'''

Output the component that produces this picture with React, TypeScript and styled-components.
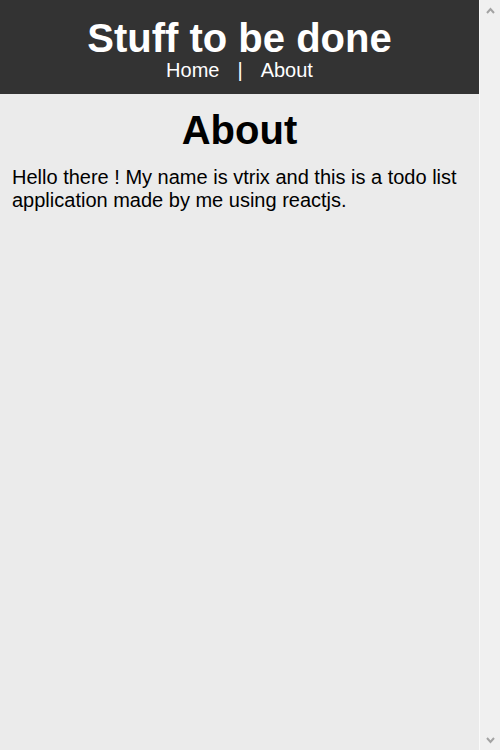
import React from "react";
import styled, { createGlobalStyle } from "styled-components";

const GlobalStyle = createGlobalStyle`
  html, body {
    margin: 0;
    padding: 0;
    background: #ebebeb;
    font-family: "Liberation Sans", Arial, sans-serif;
  }
`;

const Frame = styled.div`
  display: flex;
  height: 100vh;
  overflow: hidden;
`;

const Page = styled.div`
  flex: 1;
  min-width: 0;
  display: flex;
  flex-direction: column;
`;

const ScrollBar = styled.div`
  width: 20px;
  flex: none;
  background: #f0f0f0;
  border-left: 1px solid #fafafa;
  display: flex;
  flex-direction: column;
  justify-content: space-between;
  align-items: center;
  padding: 7px 0 6px;
`;

const Arrow = styled.svg`
  display: block;
  width: 9px;
  height: 7px;
`;

const Header = styled.header`
  background: #333333;
  color: #ffffff;
  padding: 18px 0 12px;
  display: flex;
  flex-direction: column;
  align-items: center;
`;

const Title = styled.h1`
  margin: 0;
  font-size: 40px;
  line-height: 40px;
  font-weight: bold;
`;

const Nav = styled.nav`
  display: flex;
  align-items: center;
  gap: 18px;
  margin-top: 1px;
  font-size: 20px;
  line-height: 23px;
`;

const NavLink = styled.a`
  color: #ffffff;
  text-decoration: none;
`;

const Main = styled.main`
  flex: 1;
  padding: 14px 12px;
  color: #000000;
`;

const Heading = styled.h1`
  margin: 0 0 13px;
  text-align: center;
  font-size: 40px;
  font-weight: bold;
`;

const Para = styled.p`
  margin: 0;
  font-size: 20px;
  line-height: 23px;
`;

export default function App() {
  return (
    <>
      <GlobalStyle />
      <Frame>
        <Page>
          <Header>
            <Title>Stuff to be done</Title>
            <Nav>
              <NavLink href="#">Home</NavLink>
              <span>|</span>
              <NavLink href="#">About</NavLink>
            </Nav>
          </Header>
          <Main>
            <Heading>About</Heading>
            <Para>
              Hello there ! My name is vtrix and this is a todo list application made by me using reactjs.
            </Para>
          </Main>
        </Page>
        <ScrollBar>
          <Arrow viewBox="0 0 9 7">
            <polyline points="1,6 4.5,2 8,6" fill="none" stroke="#a3a3a3" strokeWidth="2" />
          </Arrow>
          <Arrow viewBox="0 0 9 7">
            <polyline points="1,1 4.5,5 8,1" fill="none" stroke="#a3a3a3" strokeWidth="2" />
          </Arrow>
        </ScrollBar>
      </Frame>
    </>
  );
}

'''

Set task –
Your task is to collect every line above that contains the word "components".

Task result –
Output the component that produces this picture with React, TypeScript and styled-components.
import styled, { createGlobalStyle } from "styled-components";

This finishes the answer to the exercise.